Its both a hardware and operating system problem. The AmigaOS and hardware were always very tightly integrated. SCALA running under Winuae on my dual Athlon 4800 scrolls very, very nicely, but the Windows native SCALA doesn't. The architecture of the PC was based on the CPU doing everything, although thats changed with modern video cards having their own GPU's. I remeber having to reboot my '030 A1200 after a GURU , booting up in 5 seconds and hearing Windows user complain about rebooting: I'd never used Windows at the time and thought well its only 5 seconds, what are they complaining about thinking Windows was like the Amiga. Little did I know
Note that Linux running on a PC (in GUI mode) is not much better than Windows in this regard: Linux takes just as long to boot and shut down, and the interface can slow to a crawl.

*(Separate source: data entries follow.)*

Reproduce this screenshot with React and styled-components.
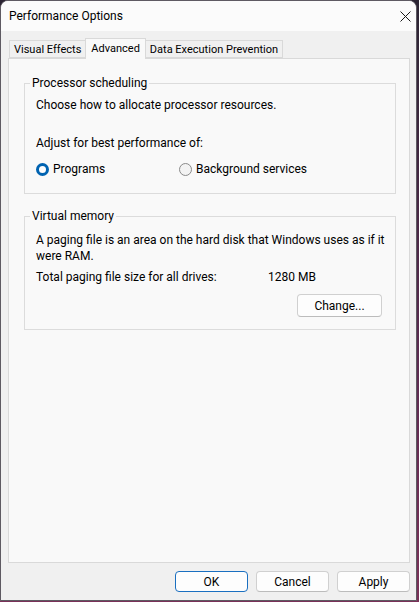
import React, { useState } from "react";
import styled, { createGlobalStyle } from "styled-components";

const GlobalStyle = createGlobalStyle`
  html, body {
    margin: 0;
    padding: 0;
    height: 100%;
    background: #4a2c4c;
  }
  body {
    font-family: Roboto, "Noto Sans", "Liberation Sans", sans-serif;
    font-size: 12px;
    color: #000;
  }
  #root {
    height: 100%;
  }
`;

const Desktop = styled.div`
  height: 602px;
  width: 419px;
  background: linear-gradient(180deg, #2b2433 0%, #5b2a50 60%, #7a3158 100%);
`;

const Window = styled.div`
  box-sizing: border-box;
  width: 417px;
  height: 601px;
  border: 1px solid #5e5a62;
  border-radius: 8px 8px 0 0;
  overflow: hidden;
  display: flex;
  flex-direction: column;
  background: #f0f0f0;
`;

const TitleBar = styled.div`
  height: 30px;
  flex: none;
  background: #fbfbfb;
  display: flex;
  align-items: center;
  justify-content: space-between;
  padding: 0 5px 0 8px;
`;

const Title = styled.span`
  font-size: 12px;
  line-height: 16px;
`;

const CloseButton = styled.button`
  width: 12px;
  height: 12px;
  border: 0;
  padding: 0;
  background: transparent;
  display: flex;
  align-items: center;
  justify-content: center;
`;

const Body = styled.div`
  flex: 1;
  display: flex;
  flex-direction: column;
  padding: 7px 6px 0 7px;
`;

const TabStrip = styled.div`
  display: flex;
  align-items: flex-end;
  height: 20px;
  padding-left: 1px;
  position: relative;
  z-index: 1;
`;

const Tab = styled.div`
  box-sizing: border-box;
  height: ${(p) => (p.$active ? "21px" : "18px")};
  margin-bottom: ${(p) => (p.$active ? "-1px" : "0")};
  padding: 0 ${(p) => (p.$active ? "5px" : "4px")};
  display: flex;
  align-items: center;
  border: 1px solid #d9d9d9;
  border-bottom: ${(p) => (p.$active ? "0" : "1px solid #d9d9d9")};
  border-left: ${(p) => (p.$first || p.$active ? "1px solid #d9d9d9" : "0")};
  border-right: ${(p) => (p.$beforeActive ? "0" : "1px solid #d9d9d9")};
  background: ${(p) => (p.$active ? "#f9f9f9" : "#f0f0f0")};
  font-size: 11px;
  line-height: 16px;
  padding-top: ${(p) => (p.$active ? "0" : "1px")};
  white-space: nowrap;
`;

const Panel = styled.div`
  box-sizing: border-box;
  flex: 1;
  border: 1px solid #d9d9d9;
  background: #f9f9f9;
  padding: 16px 13px 0 15px;
  display: flex;
  flex-direction: column;
  gap: 14px;
`;

const Group = styled.fieldset`
  margin: 0;
  border: 1px solid #dcdcdc;
  padding: ${(p) => p.$pad};
  display: flex;
  flex-direction: column;
`;

const Legend = styled.legend`
  padding: 0 2px;
  margin-left: -6px;
  font-size: 12px;
  line-height: 16px;
`;

const Line = styled.div`
  font-size: 12px;
  line-height: 16px;
  margin-top: ${(p) => p.$gap || 0}px;
`;

const RadioRow = styled.div`
  display: flex;
  margin-top: 10px;
`;

const RadioLabel = styled.label`
  display: flex;
  align-items: center;
  gap: 4px;
  width: ${(p) => (p.$width ? `${p.$width}px` : "auto")};
  line-height: 16px;
  cursor: default;
`;

const RadioDot = styled.span`
  box-sizing: border-box;
  width: 13px;
  height: 13px;
  border-radius: 50%;
  flex: none;
  background: #fdfdfd;
  border: ${(p) => (p.$checked ? "3.5px solid #0063b1" : "1px solid #8a8a8a")};
  ${(p) => !p.$checked && "background: #f3f3f3;"}
`;

const InfoRow = styled.div`
  display: flex;
  line-height: 16px;
  margin-top: 5px;
`;

const InfoLabel = styled.span`
  width: 232px;
`;

const RightRow = styled.div`
  display: flex;
  justify-content: flex-end;
  margin-top: 9px;
  padding-right: 9px;
`;

const Button = styled.button`
  box-sizing: border-box;
  width: ${(p) => p.$w || 73}px;
  height: ${(p) => p.$h || 21}px;
  border-radius: 4px;
  border: 1px solid ${(p) => (p.$primary ? "#1a6fc0" : "#d0d0d0")};
  border-bottom-color: ${(p) => (p.$primary ? "#1a6fc0" : "#bcbcbc")};
  background: #fdfdfd;
  font-family: inherit;
  font-size: 12px;
  color: #000;
  padding: 0;
`;

const Footer = styled.div`
  display: flex;
  justify-content: flex-end;
  gap: 8px;
  padding: 8px 0 8px 0;
`;

const Radio = ({ checked, label, width, onSelect }) => (
  <RadioLabel $width={width} onClick={onSelect}>
    <RadioDot $checked={checked} />
    <span>{label}</span>
  </RadioLabel>
);

export default function App() {
  const [mode, setMode] = useState("programs");

  return (
    <Desktop>
      <GlobalStyle />
      <Window>
        <TitleBar>
          <Title>Performance Options</Title>
          <CloseButton aria-label="Close">
            <svg width="11" height="11" viewBox="0 0 11 11">
              <path d="M0.5 0.5 L10.5 10.5 M10.5 0.5 L0.5 10.5" stroke="#1a1a1a" strokeWidth="1" />
            </svg>
          </CloseButton>
        </TitleBar>
        <Body>
          <TabStrip>
            <Tab $first $beforeActive>Visual Effects</Tab>
            <Tab $active>Advanced</Tab>
            <Tab>Data Execution Prevention</Tab>
          </TabStrip>
          <Panel>
            <Group $pad="6px 12px 16px 11px">
              <Legend>Processor scheduling</Legend>
              <Line>Choose how to allocate processor resources.</Line>
              <Line $gap={22}>Adjust for best performance of:</Line>
              <RadioRow>
                <Radio
                  width={143}
                  label="Programs"
                  checked={mode === "programs"}
                  onSelect={() => setMode("programs")}
                />
                <Radio
                  label="Background services"
                  checked={mode === "services"}
                  onSelect={() => setMode("services")}
                />
              </RadioRow>
            </Group>
            <Group $pad="8px 4px 12px 11px">
              <Legend>Virtual memory</Legend>
              <Line>A paging file is an area on the hard disk that Windows uses as if it were RAM.</Line>
              <InfoRow>
                <InfoLabel>Total paging file size for all drives:</InfoLabel>
                <span>1280 MB</span>
              </InfoRow>
              <RightRow>
                <Button $w={85} $h={23}>Change...</Button>
              </RightRow>
            </Group>
          </Panel>
          <Footer>
            <Button $primary>OK</Button>
            <Button>Cancel</Button>
            <Button>Apply</Button>
          </Footer>
        </Body>
      </Window>
    </Desktop>
  );
}
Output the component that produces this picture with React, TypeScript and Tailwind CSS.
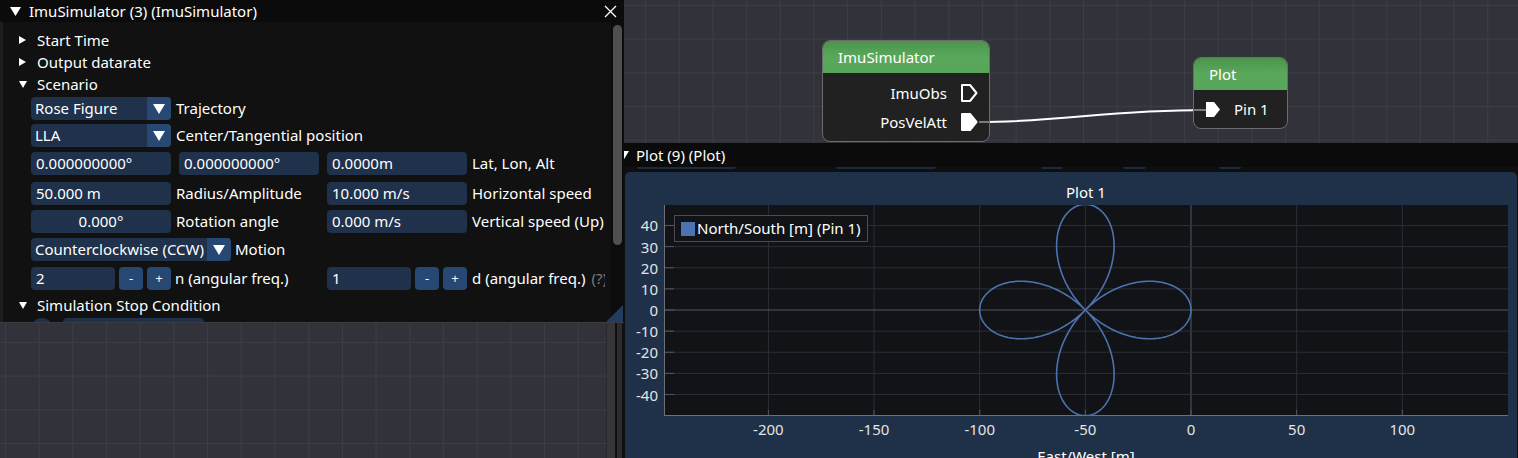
import React from 'react'

// plot scale (px per metre) and origin inside the plot area
const S = 2.113
const OX = 527
const OY = 105

const rose: string[] = []
for (let i = 0; i <= 720; i++) {
  const t = (i / 720) * 2 * Math.PI
  const r = 50 * Math.cos(2 * t)
  const x = -50 + r * Math.cos(t)
  const y = r * Math.sin(t)
  rose.push(`${(OX + x * S).toFixed(2)},${(OY - y * S).toFixed(2)}`)
}

const xTicks = [-200, -150, -100, -50, 0, 50, 100]
const yTicks = [40, 30, 20, 10, 0, -10, -20, -30, -40]

function TriDown({ w, h }: { w: number; h: number }) {
  return (
    <svg width={w} height={h} className="shrink-0">
      <polygon points={`0,0 ${w},0 ${w / 2},${h}`} fill="white" />
    </svg>
  )
}

function TriRight({ w, h }: { w: number; h: number }) {
  return (
    <svg width={w} height={h} className="shrink-0">
      <polygon points={`0,0 ${w},${h / 2} 0,${h}`} fill="white" />
    </svg>
  )
}

function Tree({ open, label, className = '' }: { open?: boolean; label: string; className?: string }) {
  return (
    <div className={`h-[20px] shrink-0 flex items-center pl-[16px] ${className}`}>
      <div className="w-[18px] shrink-0 flex items-center">
        {open ? <TriDown w={8} h={7} /> : <TriRight w={7} h={8} />}
      </div>
      <span className="whitespace-nowrap">{label}</span>
    </div>
  )
}

function Field({ w, text, center }: { w: string; text: string; center?: boolean }) {
  return (
    <div className={`h-[23px] ${w} shrink-0 rounded-[4px] bg-[#1f314b] flex items-center px-[5px] whitespace-nowrap ${center ? 'justify-center' : ''}`}>
      {text}
    </div>
  )
}

function Combo({ w, text }: { w: string; text: string }) {
  return (
    <div className={`h-[23px] ${w} shrink-0 rounded-[4px] bg-[#1f314b] flex overflow-hidden`}>
      <div className="flex-1 min-w-0 flex items-center pl-[4px] whitespace-nowrap overflow-hidden">{text}</div>
      <div className="w-[24px] shrink-0 bg-[#264873] flex items-center justify-center">
        <TriDown w={12} h={10} />
      </div>
    </div>
  )
}

function Btn({ label }: { label: string }) {
  return (
    <div className="h-[23px] w-[24px] shrink-0 rounded-[4px] bg-[#264873] flex items-center justify-center text-[13px]">
      {label}
    </div>
  )
}

function Pin({ filled }: { filled?: boolean }) {
  return (
    <svg width={17} height={18} className="shrink-0">
      <polygon
        points="1,1 9,1 15.5,9 9,17 1,17"
        fill={filled ? 'white' : 'none'}
        stroke="white"
        strokeWidth={2}
        strokeLinejoin="round"
      />
    </svg>
  )
}

function Label({ children, className = '' }: { children: React.ReactNode; className?: string }) {
  return <span className={`shrink-0 whitespace-nowrap ${className}`}>{children}</span>
}

function ImuWindow() {
  return (
    <div className="absolute left-0 top-0 z-20 w-[624px] h-[323px] bg-[#111111] border-b border-[#3a3a40] flex flex-col">
      <div className="h-[22px] shrink-0 bg-[#0b0b0b] flex items-center pl-[10px] pr-[7px]">
        <TriDown w={11} h={9} />
        <span className="ml-[8px] flex-1">ImuSimulator (3) (ImuSimulator)</span>
        <svg width={13} height={13}>
          <path d="M1 1 L12 12 M12 1 L1 12" stroke="white" strokeWidth={1.3} />
        </svg>
      </div>
      <div className="flex flex-1 min-h-0">
        <div className="w-[3px] shrink-0 bg-[#1d1d22]" />
        <div className="w-[602px] shrink-0 overflow-hidden pt-[8px] flex flex-col">
          <Tree label="Start Time" />
          <Tree label="Output datarate" className="mt-[2px]" />
          <Tree open label="Scenario" className="mt-[2px]" />
          <div className="mt-[3px] shrink-0 pl-[28px] flex items-center gap-[5px]">
            <Combo w="w-[140px]" text="Rose Figure" />
            <Label>Trajectory</Label>
          </div>
          <div className="mt-[4px] shrink-0 pl-[28px] flex items-center gap-[5px]">
            <Combo w="w-[140px]" text="LLA" />
            <Label>Center/Tangential position</Label>
          </div>
          <div className="mt-[5px] shrink-0 pl-[28px] flex items-center">
            <Field w="w-[140px]" text="0.000000000°" />
            <div className="ml-[8px] shrink-0">
              <Field w="w-[140px]" text="0.000000000°" />
            </div>
            <div className="ml-[8px] shrink-0">
              <Field w="w-[140px]" text="0.0000m" />
            </div>
            <Label className="ml-[5px]">Lat, Lon, Alt</Label>
          </div>
          <div className="mt-[7px] shrink-0 pl-[28px] flex items-center">
            <Field w="w-[140px]" text="50.000 m" />
            <Label className="ml-[5px] w-[151px]">Radius/Amplitude</Label>
            <Field w="w-[140px]" text="10.000 m/s" />
            <Label className="ml-[5px]">Horizontal speed</Label>
          </div>
          <div className="mt-[5px] shrink-0 pl-[28px] flex items-center">
            <Field w="w-[140px]" text="0.000°" center />
            <Label className="ml-[5px] w-[151px]">Rotation angle</Label>
            <Field w="w-[140px]" text="0.000 m/s" />
            <Label className="ml-[5px]">Vertical speed (Up)</Label>
          </div>
          <div className="mt-[5px] shrink-0 pl-[28px] flex items-center gap-[4px]">
            <Combo w="w-[200px]" text="Counterclockwise (CCW)" />
            <Label>Motion</Label>
          </div>
          <div className="mt-[6px] shrink-0 pl-[28px] flex items-center">
            <Field w="w-[84px]" text="2" />
            <div className="ml-[4px] shrink-0 flex gap-[4px]">
              <Btn label="-" />
              <Btn label="+" />
            </div>
            <Label className="ml-[4px] w-[152px]">n (angular freq.)</Label>
            <Field w="w-[84px]" text="1" />
            <div className="ml-[4px] shrink-0 flex gap-[4px]">
              <Btn label="-" />
              <Btn label="+" />
            </div>
            <Label className="ml-[5px]">d (angular freq.)</Label>
            <Label className="ml-[6px] text-[#7c7c7c]">(?)</Label>
          </div>
          <Tree open label="Simulation Stop Condition" className="mt-[5px]" />
          <div className="mt-[3px] shrink-0 pl-[28px] flex items-start gap-[10px]">
            <div className="w-[22px] h-[22px] shrink-0 rounded-full bg-[#1f314b]" />
            <div className="w-[141px] h-[23px] shrink-0 rounded-[4px] bg-[#1f314b]" />
          </div>
        </div>
        <div className="flex-1" />
        <div className="w-[13px] shrink-0 bg-[#0c0c0c] pt-[3px] px-[2px]">
          <div className="h-[220px] w-[9px] rounded-full bg-[#4f4f4f]" />
        </div>
      </div>
      <svg width={17} height={17} className="absolute right-[1px] bottom-0">
        <polygon points="17,0 17,17 0,17" fill="#213c60" />
      </svg>
    </div>
  )
}

function PlotWindow() {
  return (
    <div className="absolute left-[606px] top-[143px] z-10 w-[912px] h-[315px] bg-[#0f0f0f] border-l border-[#2a2a2e] flex flex-col">
      <div className="h-[24px] shrink-0 bg-[#0b0b0b] flex items-center pl-[11px]">
        <TriDown w={11} h={9} />
        <span className="ml-[7px]">Plot (9) (Plot)</span>
      </div>
      <div className="relative h-[5px] shrink-0">
        <div className="absolute left-[30px] top-0 w-[99px] h-[2px] rounded-b-[3px] bg-[#1a2a40]" />
        <div className="absolute left-[229px] top-0 w-[100px] h-[2px] rounded-b-[3px] bg-[#1a2a40]" />
        <div className="absolute left-[434px] top-0 w-[22px] h-[2px] rounded-b-[3px] bg-[#1a2a40]" />
        <div className="absolute left-[516px] top-0 w-[23px] h-[2px] rounded-b-[3px] bg-[#1a2a40]" />
        <div className="absolute left-[612px] top-0 w-[22px] h-[2px] rounded-b-[3px] bg-[#1a2a40]" />
      </div>
      <div className="flex flex-1 min-h-0">
        <div className="w-[18px] shrink-0 flex">
          <div className="w-[8px] bg-[#35353a]" />
          <div className="w-[2px]" />
          <div className="w-[5px] bg-[#2c2c30]" />
        </div>
        <div className="w-[892px] shrink-0 rounded-t-[5px] bg-[#1f3049] flex flex-col">
          <div className="h-[20px] shrink-0 mt-[10px] mb-[3px] flex items-center justify-center pl-[30px]">Plot 1</div>
          <div className="relative shrink-0 ml-[39px] w-[844px] h-[211px] bg-[#111317]">
            <svg width={844} height={211} className="absolute left-0 top-0">
              {xTicks.map((v) => (
                <line key={'gx' + v} x1={OX + v * S} x2={OX + v * S} y1={0} y2={211} stroke={v === 0 ? '#57595e' : '#2c2f34'} strokeWidth={1} />
              ))}
              {yTicks.map((v) => (
                <line key={'gy' + v} x1={0} x2={844} y1={OY - v * S} y2={OY - v * S} stroke={v === 0 ? '#57595e' : '#2c2f34'} strokeWidth={1} />
              ))}
              {yTicks.map((v) => (
                <line key={'ty' + v} x1={0} x2={10} y1={OY - v * S} y2={OY - v * S} stroke="#55585e" strokeWidth={1} />
              ))}
              {xTicks.map((v) => (
                <line key={'tx' + v} x1={OX + v * S} x2={OX + v * S} y1={205} y2={211} stroke="#55585e" strokeWidth={1} />
              ))}
              <polyline points={rose.join(' ')} fill="none" stroke="#4c72b0" strokeWidth={1.6} />
              <line x1={0.5} x2={0.5} y1={0} y2={211} stroke="#6c7078" />
              <line x1={0} x2={844} y1={210.5} y2={210.5} stroke="#6c7078" />
            </svg>
            {yTicks.map((v) => (
              <span
                key={'ly' + v}
                className="absolute right-[850px] -translate-y-1/2 leading-none text-[#e4e4e4]"
                style={{ top: OY - v * S }}
              >
                {v}
              </span>
            ))}
            {xTicks.map((v) => (
              <span
                key={'lx' + v}
                className="absolute top-[217px] -translate-x-1/2 leading-none text-[#e4e4e4]"
                style={{ left: OX + v * S }}
              >
                {v}
              </span>
            ))}
            <div className="absolute left-[10px] top-[10px] h-[27px] px-[6px] border border-[#4a4c52] bg-[#111317] flex items-center gap-[2px]">
              <div className="w-[14px] h-[14px] shrink-0 bg-[#4c72b0]" />
              <span className="whitespace-nowrap">North/South [m] (Pin 1)</span>
            </div>
          </div>
          <div className="mt-[33px] shrink-0 ml-[39px] w-[844px] flex justify-center">East/West [m]</div>
        </div>
      </div>
    </div>
  )
}

function NodeEditor() {
  return (
    <>
      <svg width={1518} height={458} className="absolute left-0 top-0">
        <path d="M 978 122 C 1065 122, 1105 110, 1207 110" fill="none" stroke="white" strokeWidth={2} />
      </svg>
      <div className="absolute left-[822px] top-[40px] w-[168px] h-[102px] rounded-[8px] border-[1.5px] border-[#6c6c6c] bg-[#212121] overflow-hidden flex flex-col">
        <div className="h-[32px] shrink-0 bg-gradient-to-b from-[#4b944d] via-[#5aa85c] to-[#58a55a] flex items-center pl-[15px]">
          ImuSimulator
        </div>
        <div className="flex flex-col items-end pr-[11px] pt-[10px] gap-[9px]">
          <div className="h-[20px] flex items-center gap-[14px]">
            <span>ImuObs</span>
            <Pin />
          </div>
          <div className="h-[20px] flex items-center gap-[14px]">
            <span>PosVelAtt</span>
            <Pin filled />
          </div>
        </div>
      </div>
      <div className="absolute left-[1193px] top-[57px] w-[95px] h-[72px] rounded-[8px] border-[1.5px] border-[#6c6c6c] bg-[#212121] overflow-hidden flex flex-col">
        <div className="h-[32px] shrink-0 bg-gradient-to-b from-[#4b944d] via-[#5aa85c] to-[#58a55a] flex items-center pl-[15px]">
          Plot
        </div>
        <div className="flex items-center pl-[12px] pt-[12px] gap-[13px]">
          <svg width={15} height={15} className="shrink-0">
            <polygon points="0,0 8,0 14,7.5 8,15 0,15" fill="white" />
          </svg>
          <span>Pin 1</span>
        </div>
      </div>
      <svg width={1518} height={458} className="absolute left-0 top-0">
        <line x1={979} x2={989} y1={122} y2={122} stroke="#9a9a9a" strokeWidth={1.5} />
        <line x1={1194} x2={1206} y1={110} y2={110} stroke="#9a9a9a" strokeWidth={1.5} />
      </svg>
    </>
  )
}

export default function App() {
  return (
    <div className="relative w-[1518px] h-[458px] overflow-hidden font-['Noto_Sans',sans-serif] text-[15px] leading-none text-white bg-[#32333a] bg-[linear-gradient(to_right,#3d3e45_1px,transparent_1px),linear-gradient(to_bottom,#3d3e45_1px,transparent_1px)] bg-size-[33.7px_33.7px] bg-position-[5px_5px]">
      <NodeEditor />
      <PlotWindow />
      <ImuWindow />
    </div>
  )
}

In fact Linux multi-tasks worse than Windows. One major Linux kernal developer CK has gone on record saying just how snappy and smooth his Amiga was 15 years ago, and with all of the hardware advancements since, we still can't replicate that user experience. Sure CPU intensive stuff like encoding and decoding media is much faster, but the user experience is no better 15 years later. By now with thousand fold speed increases in hardware the OS should be booting up in no time and you should NEVER get locked out because you just stuck in a CD.
The fact is that current PC hardware designs are determined by Windows specifications and as such the user experience will always be the way they are regardless of what OS you use. There would need to be a fundamental architectural change for things to change, but it will never happen because we live in a Windows world.